The EU referendum raises a longstanding question in welfare economics discussed, for example, in this paper (pdf) by Daniel Hausman: why should we pay attention to people's preferences?
The standard answer is that people know what is best for themselves -or at least that their mistakes cancel out - and so satisfying people's preferences maximizes aggregate welfare. As Jeremy Bentham wrote, "no man can be so good a judge as the man himself, what it is gives him pleasure or displeasure."
However, whilst the idea that people are good judges is valid in some contexts, it seems assuredly untrue of the EU debate. There are three problems here*:
- Voters are wrong about the basic facts. For example, they over-estimate the number of EU migrants in the UK by a factor of three.

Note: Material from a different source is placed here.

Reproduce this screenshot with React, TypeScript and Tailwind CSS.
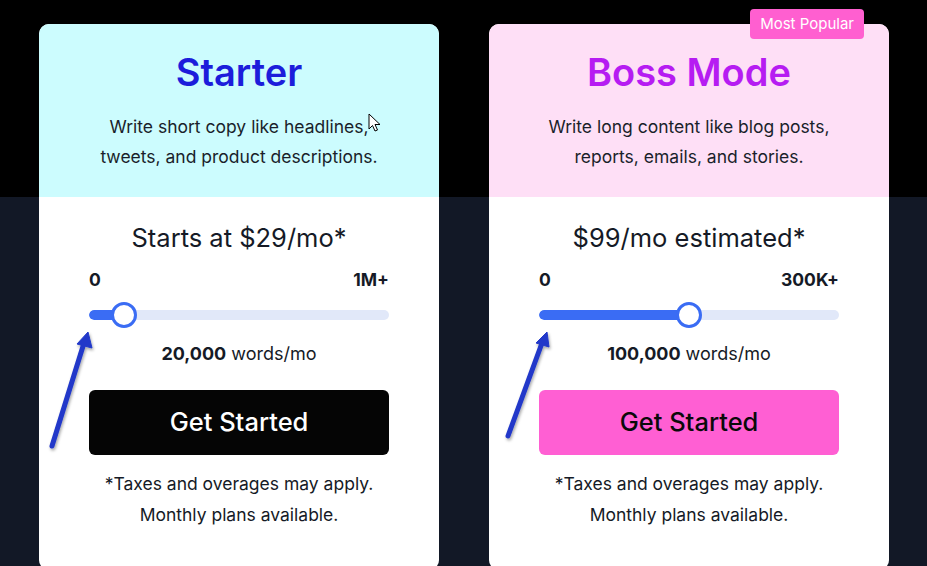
import React from 'react';

type Plan = {
  name: string;
  titleColor: string;
  headerBg: string;
  desc: [string, string];
  price: string;
  max: string;
  pct: number;
  words: string;
  buttonClass: string;
  badge?: string;
};

const plans: Plan[] = [
  {
    name: 'Starter',
    titleColor: 'text-[#1c1ddb]',
    headerBg: 'bg-[#ccfcfe]',
    desc: ['Write short copy like headlines,', 'tweets, and product descriptions.'],
    price: 'Starts at $29/mo*',
    max: '1M+',
    pct: 11.5,
    words: '20,000',
    buttonClass: 'bg-[#050505] text-white',
  },
  {
    name: 'Boss Mode',
    titleColor: 'text-[#b61cf2]',
    headerBg: 'bg-[#fedff6]',
    desc: ['Write long content like blog posts,', 'reports, emails, and stories.'],
    price: '$99/mo estimated*',
    max: '300K+',
    pct: 50,
    words: '100,000',
    buttonClass: 'bg-[#ff5fd3] text-[#0a0a0a]',
    badge: 'Most Popular',
  },
];

const Slider: React.FC<{ pct: number }> = ({ pct }) => (
  <div className="relative h-[26px] flex items-center">
    <div className="w-full h-[10px] rounded-full bg-[#e1e8f9] overflow-hidden">
      <div className="h-full bg-[#3a6cf4] rounded-full" style={{ width: `${pct}%` }} />
    </div>
    <div
      className="absolute top-0 w-[26px] h-[26px] -ml-[13px] rounded-full bg-white border-[3px] border-[#3a6cf4]"
      style={{ left: `${pct}%` }}
    />
  </div>
);

const Card: React.FC<{ plan: Plan }> = ({ plan }) => (
  <div className="relative w-[400px] shrink-0 rounded-[10px] bg-white">
    {plan.badge && (
      <div className="absolute -top-[15px] right-[25px] h-[30px] px-[10px] flex items-center rounded-[4px] bg-[#ff5fd0] text-white text-[15px]">
        {plan.badge}
      </div>
    )}
    <div className={`${plan.headerBg} rounded-t-[10px] h-[173px] pt-[25px] flex flex-col items-center`}>
      <h2 className={`${plan.titleColor} text-[38px] leading-[46px] font-semibold`}>{plan.name}</h2>
      <p className="mt-[17px] text-[17.5px] leading-[30px] text-[#1a1f2b] text-center">
        {plan.desc[0]}
        <br />
        {plan.desc[1]}
      </p>
    </div>
    <div className="px-[50px] pt-[25px] pb-[40px] flex flex-col">
      <div className="text-center text-[25.5px] leading-[32px] text-[#151a26]">{plan.price}</div>
      <div className="mt-[14px] flex justify-between text-[17.5px] leading-[24px] font-bold text-[#151a26]">
        <span>0</span>
        <span>{plan.max}</span>
      </div>
      <div className="mt-[10px]">
        <Slider pct={plan.pct} />
      </div>
      <div className="mt-[13px] text-center text-[18px] leading-[26px] text-[#151a26]">
        <span className="font-bold">{plan.words}</span> words/mo
      </div>
      <button className={`${plan.buttonClass} mt-[23px] h-[65px] rounded-[6px] text-[25.5px] font-medium`}>
        Get Started
      </button>
      <p className="mt-[13px] text-center text-[17.5px] leading-[31px] text-[#151a26]">
        *Taxes and overages may apply.
        <br />
        Monthly plans available.
      </p>
    </div>
  </div>
);

export default function App() {
  return (
    <div
      className="relative h-[566px] w-[927px] overflow-hidden bg-[linear-gradient(to_bottom,#000_197px,#121826_197px)]"
      style={{ fontFamily: 'Inter, "Noto Sans", sans-serif' }}
    >
      <div className="flex gap-[50px] pl-[39px] pt-[24px]">
        {plans.map((p) => (
          <Card key={p.name} plan={p} />
        ))}
      </div>

      {/* annotation arrows */}
      <svg className="absolute inset-0 pointer-events-none" width="927" height="566" viewBox="0 0 927 566">
        <defs>
          <filter id="sh" x="-50%" y="-50%" width="200%" height="200%">
            <feDropShadow dx="1" dy="2" stdDeviation="1.5" floodColor="#000" floodOpacity="0.35" />
          </filter>
        </defs>
        <g filter="url(#sh)" fill="#2139c9" stroke="#2139c9">
          <line x1="52" y1="446" x2="84" y2="343" strokeWidth="5" strokeLinecap="round" />
          <polygon points="88,332 77,344 92,348" strokeWidth="1" strokeLinejoin="round" />
          <line x1="508" y1="436" x2="542" y2="343" strokeWidth="5" strokeLinecap="round" />
          <polygon points="547,332 536,343 549,347" strokeWidth="1" strokeLinejoin="round" />
        </g>
      </svg>

      {/* mouse cursor */}
      <svg className="absolute left-[368px] top-[113px] pointer-events-none" width="14" height="20" viewBox="0 0 14 20">
        <path d="M1 1 L1 16 L4.5 12.5 L7 18 L9.5 17 L7 11.5 L12 11.5 Z" fill="#fff" stroke="#000" strokeWidth="1" strokeLinejoin="round" />
      </svg>
    </div>
  );
}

- Some of their views are shaped (pdf) by cognitive biases. A form of halo effect has bred hostility to "elites": because the Establishment has been wrong about many things, voters don't trust them even when they correctly warn of the costs of Brexit. The post hoc ergo propter hoc fallacy means voters over-estimate the costs of immigration, and blame immigrants for problems caused by the financial crisis and austerity - a process perhaps exacerbated by the "bad begets bad" heuristic: voters unsettled by the uncertainty caused by immigration also believe immigration is bad for the economy. And people's tendency to take risks when they have lost can cause them to become reckless.
- Many voters are simply angry and spiteful. 61% say they'd accept a weaker economy as the cost of reducing immigration**. As Dan Davies tweeted, we are a nation of 60-year-olds in crap towns complaining about GP appointments.
The problem is that these defective preferences are systematic. It is those who have lost from economic and social change, or who feel discomfited by it, who are most hostile to the EU.
Now, in saying all this I am not necessarily opposing referendums generally. In principle, it should be possible to have institutions which promote deliberative democracy, in which the public have a voice whilst ill-informed or nasty preferences are filtered out.
However, our referendum contains no such filters. Quite the opposite. Much of the media seems to be actively selecting in favour of the worst arguments. The BBC, to its shame, is complicit in this. Not only are its main reports impartial between lies and truth, but it also gives the oxygen of publicity to charlatans and anti-democratic neofascists rather than more thoughtful Brexiters such as Daniel Hannan or Andrew Lilico.
Herein lies a paradox. David Cameron set up the "nudge unit" because he was aware that people are sometimes irrational. And yet in calling a referendum he has unleashed the worst irrationalities of many voters.
As I write, we don't know the precise circumstances that led to the murder of Jo Cox. But we do know that nasty rhetoric can have nasty consequences. I suspect that heightened anti-immigrant sentiment means that foreigners feel less safe walking our streets. Such insecurity is the direct result of Cameron's decision to use a referendum in a - perhaps ill-judged - attempt to solve what is primarily a problem of internal Tory party politics. For this, he deserves our contempt.
* There might be a fourth: that some people's preferences are more intense than others. I'm leaving this aside.
** Far fewer are willing to pay a personal price, but this might be another example of a cognitive bias: wishful thinking leads folk to think that the costs of a weaker economy won't be paid by them personally.